[Intel-gfx] [PATCH] drm/i915/guc: do not capture error state on exiting context

Thu Sep 29 09:49:46 UTC 2022

On 29.09.2022 10:22, Tvrtko Ursulin wrote:
> 
> On 28/09/2022 19:27, John Harrison wrote:
>> On 9/28/2022 00:19, Tvrtko Ursulin wrote:
>>> On 27/09/2022 22:36, Ceraolo Spurio, Daniele wrote:
>>>> On 9/27/2022 12:45 AM, Tvrtko Ursulin wrote:
>>>>> On 27/09/2022 07:49, Andrzej Hajda wrote:
>>>>>> On 27.09.2022 01:34, Ceraolo Spurio, Daniele wrote:
>>>>>>> On 9/26/2022 3:44 PM, Andi Shyti wrote:
>>>>>>>> Hi Andrzej,
>>>>>>>>
>>>>>>>> On Mon, Sep 26, 2022 at 11:54:09PM +0200, Andrzej Hajda wrote:
>>>>>>>>> Capturing error state is time consuming (up to 350ms on DG2), 
>>>>>>>>> so it should
>>>>>>>>> be avoided if possible. Context reset triggered by context 
>>>>>>>>> removal is a
>>>>>>>>> good example.
>>>>>>>>> With this patch multiple igt tests will not timeout and should 
>>>>>>>>> run faster.
>>>>>>>>>
>>>>>>>>> Closes: https://gitlab.freedesktop.org/drm/intel/-/issues/1551
>>>>>>>>> Closes: https://gitlab.freedesktop.org/drm/intel/-/issues/3952
>>>>>>>>> Closes: https://gitlab.freedesktop.org/drm/intel/-/issues/5891
>>>>>>>>> Closes: https://gitlab.freedesktop.org/drm/intel/-/issues/6268
>>>>>>>>> Closes: https://gitlab.freedesktop.org/drm/intel/-/issues/6281
>>>>>>>>> Signed-off-by: Andrzej Hajda <andrzej.hajda at intel.com>
>>>>>>>> fine for me:
>>>>>>>>
>>>>>>>> Reviewed-by: Andi Shyti <andi.shyti at linux.intel.com>
>>>>>>>>
>>>>>>>> Just to be on the safe side, can we also have the ack from any of
>>>>>>>> the GuC folks? Daniele, John?
>>>>>>>>
>>>>>>>> Andi
>>>>>>>>
>>>>>>>>
>>>>>>>>> ---
>>>>>>>>>   drivers/gpu/drm/i915/gt/uc/intel_guc_submission.c | 3 ++-
>>>>>>>>>   1 file changed, 2 insertions(+), 1 deletion(-)
>>>>>>>>>
>>>>>>>>> diff --git a/drivers/gpu/drm/i915/gt/uc/intel_guc_submission.c 
>>>>>>>>> b/drivers/gpu/drm/i915/gt/uc/intel_guc_submission.c
>>>>>>>>> index 22ba66e48a9b01..cb58029208afe1 100644
>>>>>>>>> --- a/drivers/gpu/drm/i915/gt/uc/intel_guc_submission.c
>>>>>>>>> +++ b/drivers/gpu/drm/i915/gt/uc/intel_guc_submission.c
>>>>>>>>> @@ -4425,7 +4425,8 @@ static void 
>>>>>>>>> guc_handle_context_reset(struct intel_guc *guc,
>>>>>>>>>       trace_intel_context_reset(ce);
>>>>>>>>>         if (likely(!intel_context_is_banned(ce))) {
>>>>>>>>> -        capture_error_state(guc, ce);
>>>>>>>>> +        if (!intel_context_is_exiting(ce))

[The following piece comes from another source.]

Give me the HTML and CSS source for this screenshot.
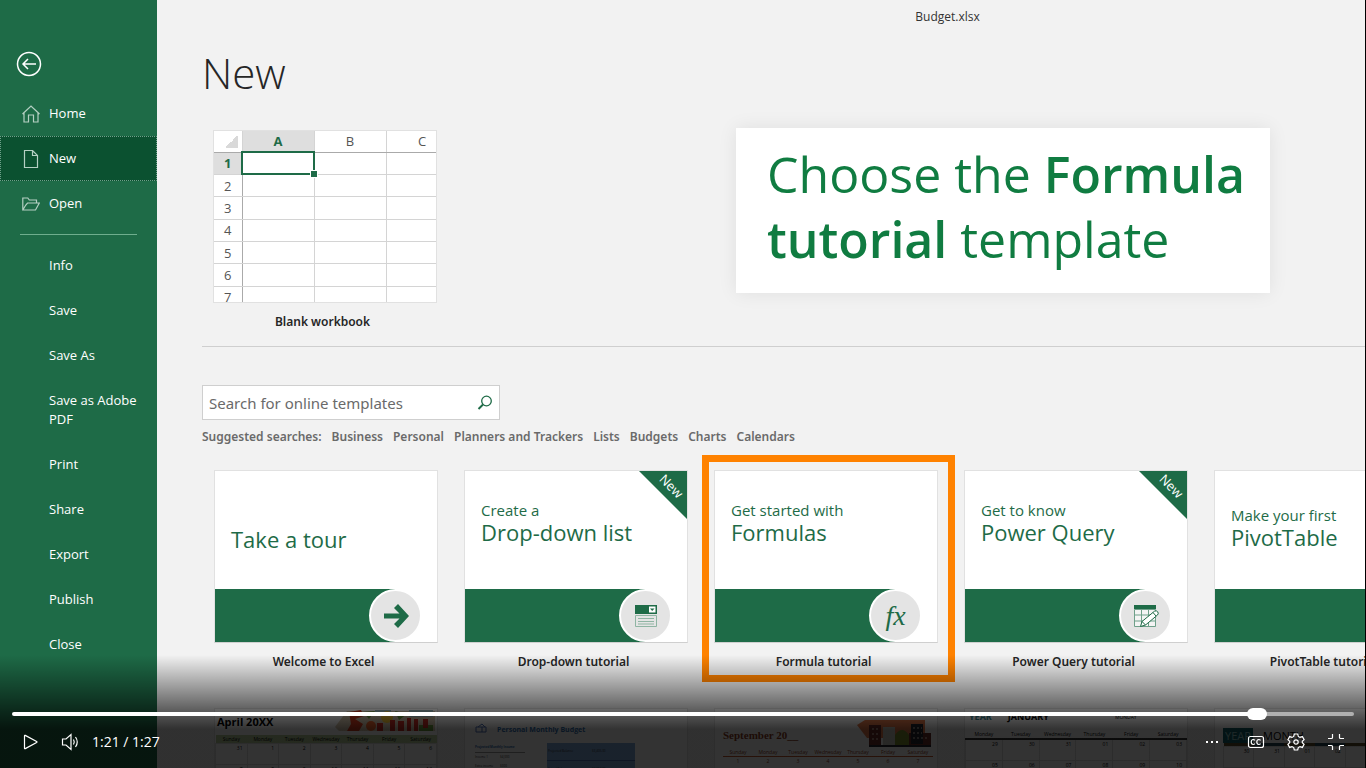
FILE: index.html
```html
<!DOCTYPE html>
<html lang="en">
<head>
  <meta charset="UTF-8">
  <meta name="viewport" content="width=device-width, initial-scale=1.0">
  <title>Budget.xlsx</title>
  <link rel="stylesheet" href="styles.css">
</head>
<body>
  <div class="player">
    <!-- sidebar -->
    <nav class="sidebar">
      <button type="button" class="back-btn" aria-label="Back">
        <svg width="26" height="26" viewBox="0 0 26 26"><circle cx="13" cy="13" r="11.5"/><path d="M20 13H7M12 8l-5 5 5 5"/></svg>
      </button>
      <a href="#" class="nav-item">
        <svg class="nav-icon" width="18" height="18" viewBox="0 0 18 18"><path d="M.5 9L9 1l8.500 8M2 7.500V17h4.500v-7h5v7H16V7.500"/></svg>
        Home
      </a>
      <a href="#" class="nav-item active">
        <svg class="nav-icon" width="18" height="18" viewBox="0 0 18 18"><path d="M2.500.5h8l5 5v12h-13zM10.500.5v5h5"/></svg>
        New
      </a>
      <a href="#" class="nav-item">
        <svg class="nav-icon" width="18" height="18" viewBox="0 0 18 18"><path d="M.8 15V3h5l1.500 2h7.200v3M.8 15h12.700L17.300 8H5.500L3.800 10z"/></svg>
        Open
      </a>
      <hr class="nav-line">
      <a href="#" class="nav-item">Info</a>
      <a href="#" class="nav-item">Save</a>
      <a href="#" class="nav-item">Save As</a>
      <a href="#" class="nav-item">Save as Adobe PDF</a>
      <a href="#" class="nav-item">Print</a>
      <a href="#" class="nav-item">Share</a>
      <a href="#" class="nav-item">Export</a>
      <a href="#" class="nav-item">Publish</a>
      <a href="#" class="nav-item">Close</a>
    </nav>

    <!-- new page -->
    <main class="main">
      <div class="titlebar">Budget.xlsx</div>
      <h1>New</h1>
      <div class="blank">
        <a href="#" class="card">
          <div class="thumb">
            <table class="sheet">
              <tr class="sheet-head"><th class="corner"></th><th class="picked">A</th><th>B</th><th>C</th></tr>
              <tr><th class="picked">1</th><td class="cell"></td><td></td><td></td></tr>
              <tr><th>2</th><td></td><td></td><td></td></tr>
              <tr><th>3</th><td></td><td></td><td></td></tr>
              <tr><th>4</th><td></td><td></td><td></td></tr>
              <tr><th>5</th><td></td><td></td><td></td></tr>
              <tr><th>6</th><td></td><td></td><td></td></tr>
              <tr><th>7</th><td></td><td></td><td></td></tr>
            </table>
          </div>
          <span class="caption">Blank workbook</span>
        </a>
      </div>

      <form class="search">
        <input type="text" class="search-input" placeholder="Search for online templates" aria-label="Search for online templates">
        <button type="button" class="search-btn" aria-label="Search">
          <svg width="16" height="16" viewBox="0 0 16 16"><circle cx="9.500" cy="6" r="4.800"/><path class="handle" d="M6 9.500L1.500 14"/></svg>
        </button>
      </form>
      <div class="suggested">
        <span>Suggested searches:</span>
        <a href="#">Business</a>
        <a href="#">Personal</a>
        <a href="#">Planners and Trackers</a>
        <a href="#">Lists</a>
        <a href="#">Budgets</a>
        <a href="#">Charts</a>
        <a href="#">Calendars</a>
      </div>

      <div class="cards">
        <a href="#" class="card">
          <div class="thumb tutorial">
            <div class="tutorial-text"><strong>Take a tour</strong></div>
            <div class="band"><span class="badge">
              <svg width="28" height="28" viewBox="0 0 28 28"><path fill="#1e6b47" d="M2 11.500h15.500L12 6l4-4 11 12-11 12-4-4 5.500-5.500H2z"/></svg>
            </span></div>
          </div>
          <span class="caption">Welcome to Excel</span>
        </a>
        <a href="#" class="card">
          <div class="thumb tutorial">
            <div class="ribbon"><span>New</span></div>
            <div class="tutorial-text"><small>Create a</small><strong>Drop-down list</strong></div>
            <div class="band"><span class="badge">
              <svg width="24" height="24" viewBox="0 0 24 24"><path fill="#1e6b47" d="M1 1h22v9H1z"/><path fill="#fff" d="M15 2.500h6.500v6H15z"/><path fill="#1e6b47" d="M16 4.500h4.500L18.200 7z"/><path fill="none" stroke="#8fb5a3" d="M1.500 11.500h21v11h-21zM4 14.500h16M4 17.500h16M4 20h16"/></svg>
            </span></div>
          </div>
          <span class="caption">Drop-down tutorial</span>
        </a>
        <a href="#" class="card chosen">
          <div class="thumb tutorial">
            <div class="tutorial-text"><small>Get started with</small><strong>Formulas</strong></div>
            <div class="band"><span class="badge fx">fx</span></div>
          </div>
          <span class="caption">Formula tutorial</span>
        </a>
        <a href="#" class="card">
          <div class="thumb tutorial">
            <div class="ribbon"><span>New</span></div>
            <div class="tutorial-text"><small>Get to know</small><strong>Power Query</strong></div>
            <div class="band"><span class="badge">
              <svg width="26" height="24" viewBox="0 0 26 24"><path fill="#1e6b47" d="M1 1h22v4H1z"/><path fill="#f4f4f4" stroke="#6fa08a" d="M1.500 5.500h21v17h-21zM1.500 11h21M1.500 17h21M8.500 5.500v17M15.500 5.500v17"/><path fill="#fff" stroke="#1e6b47" d="M7.500 22.500l1.500-5L21.500 7.200q2-1 3.200.6t-.2 3.200L12.500 21zM9 17.500l3.500 3.500M20 8.500l3 3.500"/></svg>
            </span></div>
          </div>
          <span class="caption">Power Query tutorial</span>
        </a>
        <a href="#" class="card">
          <div class="thumb tutorial">
            <div class="tutorial-text low"><small>Make your first</small><strong>PivotTable</strong></div>
            <div class="band"></div>
          </div>
          <span class="caption">PivotTable tutorial</span>
        </a>
      </div>

      <div class="cards templates">
        <div class="thumb april">
          <div class="cal-top"><b>April 20XX</b>
            <svg class="art" width="100" height="24" viewBox="0 0 100 24"><path fill="#d8c9b0" d="M0 18L12 2h88v20H4z"/><path fill="#9dbcc0" d="M40 1h16v6H40zM74 1h24v7H74z"/><path fill="#d23a1e" d="M14 3l12-2 3 6-9 3 8 5-4 7H12l4-7z"/><circle cx="36" cy="17" r="5" fill="#e8622a"/><path fill="#6a9a3c" d="M28 3l12-1-6 8zM60 2l12 3-8 6zM84 16h14v6H84z"/><circle cx="52" cy="8" r="6" fill="#f3c433"/><path fill="#c62b22" d="M42 14h6v8h-6zM55 11h5v11h-5zM63 12h6v10h-6zM72 9h4v13h-4zM79 10h4v12h-4zM88 10h5v9h-5z"/></svg>
          </div>
          <table class="cal">
            <tr><th>Sunday</th><th>Monday</th><th>Tuesday</th><th>Wednesday</th><th>Thursday</th><th>Friday</th><th>Saturday</th></tr>
            <tr><td>31</td><td>1</td><td>2</td><td>3</td><td>4</td><td>5</td><td>6</td></tr>
            <tr><td>7</td><td>8</td><td>9</td><td>10</td><td>11</td><td>12</td><td>13</td></tr>
          </table>
        </div>
        <div class="thumb budget">
          <div class="budget-title">
            <svg width="12" height="10" viewBox="0 0 12 10"><path fill="none" stroke="#4b6db5" d="M1 4h10v5H1zM3 4l4-3 3 3M7 4v5"/></svg>
            <b>Personal Monthly Budget</b>
          </div>
          <div class="budget-cols">
            <table class="income">
              <tr><th colspan="2">Projected Monthly Income</th></tr>
              <tr><td>Income 1</td><td>$4,000</td></tr>
              <tr><td>Extra income</td><td>$300</td></tr>
              <tr><td>Total income</td><td>$4,300</td></tr>
            </table>
            <table class="balance">
              <tr><td>Projected Balance</td><td>$3,405.00</td></tr>
              <tr><td>Actual Balance</td><td>$3,064.00</td></tr>
            </table>
          </div>
        </div>
        <div class="thumb september">
          <div class="cal-top"><b>September 20__</b>
            <svg class="art" width="76" height="28" viewBox="0 0 76 28"><path fill="#e87a4a" d="M0 6L8 1h60v18H10z"/><path fill="#6b2b28" d="M12 6h12v20H12zM52 14h22v13H52z"/><path fill="#c9c6bf" d="M26 8h12v18H26z"/><path fill="#7d8f2e" d="M38 16q7-10 14 0v10H38z"/><path fill="#23252f" d="M54 5h12v20H54zM12 26h62v2H12z"/><path stroke="#e8d9c9" stroke-dasharray="2 2" d="M15 10h8M15 15h8M15 20h8M56 9h9M56 14h9M56 19h16"/></svg>
          </div>
          <table class="cal">
            <tr><th>Sunday</th><th>Monday</th><th>Tuesday</th><th>Wednesday</th><th>Thursday</th><th>Friday</th><th>Saturday</th></tr>
            <tr><td>1</td><td>2</td><td>3</td><td>4</td><td>5</td><td>6</td><td>7</td></tr>
          </table>
        </div>
        <div class="thumb january">
          <div class="cal-top"><b class="teal">YEAR</b><b>JANUARY</b><span>MONDAY</span></div>
          <table class="cal">
            <tr><th>Monday</th><th>Tuesday</th><th>Wednesday</th><th>Thursday</th><th>Friday</th><th>Saturday</th></tr>
            <tr><td>29</td><td>30</td><td>31</td><td>01</td><td>02</td><td>03</td></tr>
            <tr><td>05</td><td>06</td><td>07</td><td>08</td><td>09</td><td>10</td></tr>
          </table>
        </div>
        <div class="thumb month">
          <div class="cal-top"><span class="year">YEAR</span><span>MONTH</span></div>
          <table class="cal">
            <tr><th></th><th></th><th></th><th></th><th></th><th></th><th></th></tr>
            <tr><td>30</td><td>31</td><td>01</td><td>02</td><td>03</td><td>04</td><td>05</td></tr>
            <tr><td>06</td><td>07</td><td>08</td><td>09</td><td>10</td><td>11</td><td>12</td></tr>
          </table>
        </div>
      </div>
    </main>

    <div class="callout">Choose the <b>Formula tutorial</b> template</div>

    <!-- video controls -->
    <div class="controls">
      <input type="range" class="seek" min="0" max="87" step="0.1" value="81.3" aria-label="Seek" style="--played: 93.4%">
      <div class="control-row">
        <button type="button" aria-label="Play"><svg width="20" height="20" viewBox="0 0 20 20"><path d="M4.500 3.800v12.400q0 .8.800.4L16.600 10.600q.9-.6 0-1.200L5.300 3.400q-.8-.4-.8.4z"/></svg></button>
        <button type="button" aria-label="Volume"><svg width="20" height="20" viewBox="0 0 20 20"><path d="M2.500 7v6h3.500l5 4.500V2.500L6 7zM13.500 7.500q1.500 2.500 0 5M15.500 5q3.500 5 0 10"/></svg></button>
        <span class="time">1:21 / 1:27</span>
        <span class="spacer"></span>
        <button type="button" class="more-btn" aria-label="More"><svg width="20" height="20" viewBox="0 0 20 20"><path class="dots" d="M4 9h2v2H4zM9 9h2v2H9zM14 9h2v2h-2z"/></svg></button>
        <button type="button" aria-label="Captions"><svg width="20" height="20" viewBox="0 0 20 20"><rect x="2.500" y="4.500" width="15" height="11" rx="2"/><path d="M9 8.300q-.8-.8-1.800-.8Q5.200 7.700 5.200 10t2 2.500q1 0 1.800-.8M14.600 8.300q-.8-.8-1.800-.8-2 .2-2 2.500t2 2.500q1 0 1.800-.8"/></svg></button>
        <button type="button" aria-label="Settings"><svg width="20" height="20" viewBox="0 0 20 20"><circle cx="10" cy="10" r="2.200"/><path d="M8.300 2h3.400l.6 2.400 1.700 1 2.400-.8 1.700 3-1.800 1.600v1.600l1.800 1.600-1.700 3-2.400-.8-1.700 1-.6 2.400H8.300l-.6-2.400-1.700-1-2.400.8-1.700-3 1.800-1.600V9.200L1.900 7.600l1.700-3 2.400.8 1.700-1z"/></svg></button>
        <button type="button" aria-label="Exit full screen"><svg width="20" height="20" viewBox="0 0 20 20"><path d="M2 6.500h3.500q1 0 1-1V2M13.500 2v3.500q0 1 1 1H18M2 13.500h3.500q1 0 1 1V18M18 13.500h-3.500q-1 0-1 1V18"/></svg></button>
      </div>
    </div>
  </div>
</body>
</html>
```
FILE: styles.css
```css
* {
  box-sizing: border-box;
}
body {
  margin: 0;
  font-family: "Open Sans", "Noto Sans", sans-serif;
  font-size: 13px;
  background: #000;
  overflow: hidden;
}
a {
  color: inherit;
  text-decoration: none;
}
button {
  padding: 0;
  border: 0;
  background: none;
  cursor: pointer;
}
svg {
  display: block;
  flex-shrink: 0;
}
table {
  border-collapse: collapse;
  table-layout: fixed;
}
.player {
  position: relative;
  display: flex;
  height: 100vh;
  margin-right: 1px;
  background: #f2f2f2;
  overflow: hidden;
}

/* sidebar */
.sidebar {
  flex: 0 0 157px;
  padding-top: 51px;
  background: #1e6b47;
  color: #fff;
}
.back-btn {
  display: block;
  margin: 0 0 14px 16px;
}
.back-btn svg {
  fill: none;
  stroke: #fff;
  stroke-width: 1.5;
}
.nav-item {
  display: flex;
  align-items: center;
  padding: 13px 16px 13px 49px;
  line-height: 19px;
}
.nav-item.active {
  background: #0b5130;
  outline: 1px dotted #6fa08a;
  outline-offset: -1px;
}
.nav-icon {
  margin: 0 9px 0 -27px;
  fill: none;
  stroke: #b5d0c3;
  stroke-width: 1.2;
}
.nav-line {
  height: 1px;
  margin: 8px 20px;
  border: 0;
  background: #6fae8e;
}

/* new page */
.main {
  flex: 1;
  min-width: 0;
  padding-left: 45px;
  overflow: hidden;
}
.titlebar {
  padding-left: 328px;
  font-size: 12px;
  line-height: 34px;
  text-align: center;
  color: #333;
}
h1 {
  margin: 9px 0 27px;
  font-size: 42px;
  font-weight: 300;
  line-height: 60px;
  color: #262626;
}
.blank {
  padding: 0 0 15px 11px;
  border-bottom: 1px solid #cfcfcf;
}
.card {
  position: relative;
  display: flex;
  flex-direction: column;
  flex: 0 0 224px;
  width: 224px;
}
.thumb {
  position: relative;
  flex: 0 0 auto;
  width: 224px;
  height: 173px;
  background: #fff;
  border: 1px solid #e1e1e1;
  overflow: hidden;
}
.caption {
  padding: 10px 5px 0 0;
  font-family: "Noto Sans", sans-serif;
  font-size: 12px;
  font-weight: 600;
  line-height: 18px;
  text-align: center;
  color: #262626;
  white-space: nowrap;
}
.sheet {
  width: 244px;
  height: 178px;
}
.sheet th {
  width: 28px;
  padding: 0;
  font-size: 13px;
  font-weight: 400;
  line-height: 16px;
  color: #555;
  border-right: 1px solid #aaa;
  border-bottom: 1px solid #d4d4d4;
}
.sheet-head th {
  width: 72px;
  height: 21px;
  border-right-color: #d4d4d4;
  border-bottom-color: #aaa;
}
.sheet .corner {
  width: 28px;
  background: linear-gradient(135deg, transparent 50%, #d9d9d9 50%) 11px 4px / 13px 13px no-repeat;
}
.sheet .picked {
  background: #dedede;
  color: #1e6b47;
  font-weight: 700;
}
.sheet td {
  position: relative;
  padding: 0;
  border: 1px solid #d4d4d4;
}
.sheet .cell {
  outline: 2px solid #1e6b47;
  outline-offset: -1px;
}
.cell::after {
  content: "";
  position: absolute;
  right: -3px;
  bottom: -3px;
  width: 6px;
  height: 6px;
  background: #1e6b47;
  outline: 1px solid #fff;
}

/* search */
.search {
  display: flex;
  align-items: center;
  width: 298px;
  height: 35px;
  margin-top: 38px;
  padding-right: 6px;
  background: #fff;
  border: 1px solid #cfcfcf;
}
.search-input {
  flex: 1;
  min-width: 0;
  padding: 0 6px;
  border: 0;
  font: 15px "Noto Sans", sans-serif;
}
.search-input::placeholder {
  color: #6a6a6a;
}
.search-btn svg {
  fill: none;
  stroke: #1e6b47;
  stroke-width: 1.3;
}
.search-btn .handle {
  stroke-width: 2;
}
.suggested {
  display: flex;
  gap: 10px;
  padding-top: 8px;
  font-family: "Noto Sans", sans-serif;
  font-size: 12px;
  font-weight: 600;
  line-height: 18px;
  color: #6a6a6a;
  white-space: nowrap;
}

/* tutorials */
.cards {
  display: flex;
  gap: 26px;
  padding: 24px 0 0 12px;
}
.tutorial {
  display: flex;
  flex-direction: column;
  border-bottom-color: #cfcfcf;
}
.tutorial-text {
  display: flex;
  flex-direction: column;
  justify-content: center;
  flex: 1;
  padding: 0 16px 16px;
  color: #1e6b47;
  white-space: nowrap;
}
.tutorial-text strong {
  font-size: 22px;
  font-weight: 400;
  line-height: 24px;
}
.tutorial-text strong:first-child {
  padding-top: 34px;
}
.tutorial-text small {
  font-size: 15px;
  line-height: 20px;
}
.tutorial-text.low {
  padding-bottom: 6px;
}
.band {
  display: flex;
  justify-content: flex-end;
  flex: 0 0 53px;
  padding-right: 15px;
  background: linear-gradient(to right, #1e6b47 180px, #fff 180px);
}
.band:empty {
  background: #1e6b47;
}
.badge {
  display: flex;
  align-items: center;
  justify-content: center;
  width: 53px;
  height: 53px;
  border: 2px solid #fff;
  border-radius: 50%;
  background: #e4e4e4;
}
.badge.fx {
  font: italic 28px "Liberation Serif", serif;
  color: #1e6b47;
}
.ribbon {
  position: absolute;
  top: 0;
  right: 0;
  width: 48px;
  height: 48px;
  background: #1e6b47;
  clip-path: polygon(0 0, 100% 0, 100% 100%);
}
.ribbon span {
  position: absolute;
  top: 6px;
  right: 2px;
  font-size: 13px;
  line-height: 18px;
  color: #fff;
  transform: rotate(45deg);
}
.chosen::after {
  content: "";
  position: absolute;
  inset: -15px -17px -11px -12px;
  border: 7px solid #ff8200;
}

/* templates below the fold */
.templates {
  padding-top: 37px;
}
.templates .thumb {
  font-size: 5px;
}
.cal-top {
  display: flex;
  justify-content: space-between;
  white-space: nowrap;
}
.cal {
  width: 100%;
}
.cal th {
  font-weight: 400;
}
.cal td {
  height: 21px;
  padding: 1px 4px;
  text-align: right;
  vertical-align: top;
  border: 1px solid #ddd;
}
.april .cal-top {
  height: 26px;
  padding: 0 2px;
  font-size: 11px;
  line-height: 26px;
}
.april th {
  background: #b9cf9c;
}
.budget {
  padding: 14px 10px;
  color: #333;
}
.budget-title {
  display: flex;
  gap: 10px;
  font-size: 7px;
  line-height: 14px;
  color: #2f6eb0;
}
.budget-cols {
  display: flex;
  gap: 22px;
  padding-top: 6px;
}
.income {
  width: 50px;
  font-size: 3px;
  line-height: 5px;
  white-space: nowrap;
}
.income th {
  padding: 0;
  text-align: left;
  color: #2f6eb0;
  border-bottom: 1px solid #999;
}
.income td {
  padding: 0;
}
.balance {
  width: 88px;
  height: 36px;
  font-size: 3px;
  background: #7fa9dc;
}
.balance td {
  border-bottom: 1px solid #4b6db5;
}
.september {
  padding: 10px 4px 0 8px;
  color: #8c3b1c;
}
.september .cal-top {
  height: 29px;
  font: 11px/32px "Liberation Serif", serif;
}
.september th {
  border-bottom: 1px solid #c5572a;
}
.september td {
  border: 0;
  text-align: center;
}
.january .cal-top {
  justify-content: flex-start;
  gap: 16px;
  height: 21px;
  padding-left: 4px;
  font-size: 9px;
  line-height: 16px;
}
.january .cal-top span {
  padding-left: 50px;
  font-size: 5px;
}
.january th {
  border-bottom: 2px solid #333;
}
.teal {
  color: #3d8a94;
}
.month {
  padding-left: 8px;
}
.month .cal-top {
  justify-content: flex-start;
  gap: 10px;
  padding-top: 19px;
  font-size: 11px;
  line-height: 15px;
}
.month .year {
  padding: 0 2px;
  background: #106068;
  color: #9cc;
}
.month th {
  height: 3px;
  padding: 0;
  background: #245;
}
.month th:nth-child(odd) {
  background: #5a4a28;
}

/* callout over the page */
.callout {
  position: absolute;
  top: 128px;
  right: 95px;
  width: 534px;
  padding: 14px 20px 21px 31px;
  background: #fff;
  box-shadow: 0 0 18px rgba(0, 0, 0, 0.08);
  font-size: 50px;
  line-height: 65px;
  color: #107c41;
}
.callout b {
  font-weight: 600;
}

/* video controls */
.controls {
  position: absolute;
  left: 0;
  right: 0;
  bottom: 0;
  height: 113px;
  padding: 53px 11px 0 12px;
  background: linear-gradient(rgba(0, 0, 0, 0), rgba(0, 0, 0, 0.28) 25px, rgba(0, 0, 0, 0.62) 56px, rgba(0, 0, 0, 0.8) 74px);
}
.seek {
  appearance: none;
  display: block;
  width: 100%;
  height: 12px;
  margin: 0;
  background: none;
}
.seek::-webkit-slider-runnable-track {
  height: 4px;
  border-radius: 2px;
  background: linear-gradient(to right, #fff var(--played), #b0b0b0 var(--played));
}
.seek::-webkit-slider-thumb {
  appearance: none;
  width: 20px;
  height: 12px;
  margin-top: -4px;
  border-radius: 6px;
  background: #fff;
}
.control-row {
  display: flex;
  align-items: center;
  gap: 20px;
  padding: 12px 8px 0;
}
.control-row svg {
  fill: none;
  stroke: #fff;
  stroke-width: 1.2;
}
.control-row .dots {
  fill: #fff;
  stroke: none;
}
.more-btn {
  margin-right: 4px;
}
.time {
  margin-left: -8px;
  font-size: 14px;
  line-height: 20px;
  color: #fff;
}
.spacer {
  flex: 1;
}
```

>>>>>>>>> +            capture_error_state(guc, ce);
>>>>>
>>>>> I am not sure here - if we have a persistent context which caused a 
>>>>> GPU hang I'd expect we'd still want error capture.
>>>>>
>>>>> What causes the reset in the affected IGTs? Always preemption timeout?
>>>>>
>>>>>>>>> guc_context_replay(ce);
>>>>>>>
>>>>>>> You definitely don't want to replay requests of a context that is 
>>>>>>> going away.
>>>>>>
>>>>>> My intention was to just avoid error capture, but that's even 
>>>>>> better, only condition change:
>>>>>> -        if (likely(!intel_context_is_banned(ce))) {
>>>>>> +       if (likely(intel_context_is_schedulable(ce)))  {
>>>>>
>>>>> Yes that helper was intended to be used for contexts which should 
>>>>> not be scheduled post exit or ban.
>>>>>
>>>>> Daniele - you say there are some misses in the GuC backend. Should 
>>>>> most, or even all in intel_guc_submission.c be converted to use 
>>>>> intel_context_is_schedulable? My idea indeed was that "ban" should 
>>>>> be a level up from the backends. Backend should only distinguish 
>>>>> between "should I run this or not", and not the reason.
>>>>
>>>> I think that all of them should be updated, but I'd like Matt B to 
>>>> confirm as he's more familiar with the code than me.
>>>
>>> Right, that sounds plausible to me as well.
>>>
>>> One thing I forgot to mention - the only place where backend can care 
>>> between "schedulable" and "banned" is when it picks the preempt 
>>> timeout for non-schedulable contexts. This is to only apply the 
>>> strict 1ms to banned (so bad or naught contexts), while the ones 
>>> which are exiting cleanly get the full preempt timeout as otherwise 
>>> configured. This solves the ugly user experience quirk where GPU 
>>> resets/errors were logged upon exit/Ctrl-C of a well behaving 
>>> application (using non-persistent contexts). Hopefully GuC can match 
>>> that behaviour so customers stay happy.
>>>
>>> Regards,
>>>
>>> Tvrtko
>>
>> The whole revoke vs ban thing seems broken to me.
>>
>> First of all, if the user hits Ctrl+C we need to kill the context off 
>> immediately. That is a fundamental customer requirement. Render and 
>> compute engines have a 7.5s pre-emption timeout. The user should not 
>> have to wait 7.5s for a context to be removed from the system when 
>> they have explicitly killed it themselves. Even the regular timeout of 
>> 640ms is borderline a long time to wait. And note that there is an 
>> ongoing request/requirement to increase that to 1900ms.
>>
>> Under what circumstances would a user expect anything sensible to 
>> happen after a Ctrl+C in terms of things finishing their rendering and 
>> display nice pretty images? They killed the app. They want it dead. We 
>> should be getting it off the hardware as quickly as possible. If you 
>> are really concerned about resets causing collateral damage then maybe 
>> bump the termination timeout from 1ms up to 10ms, maybe at most 100ms. 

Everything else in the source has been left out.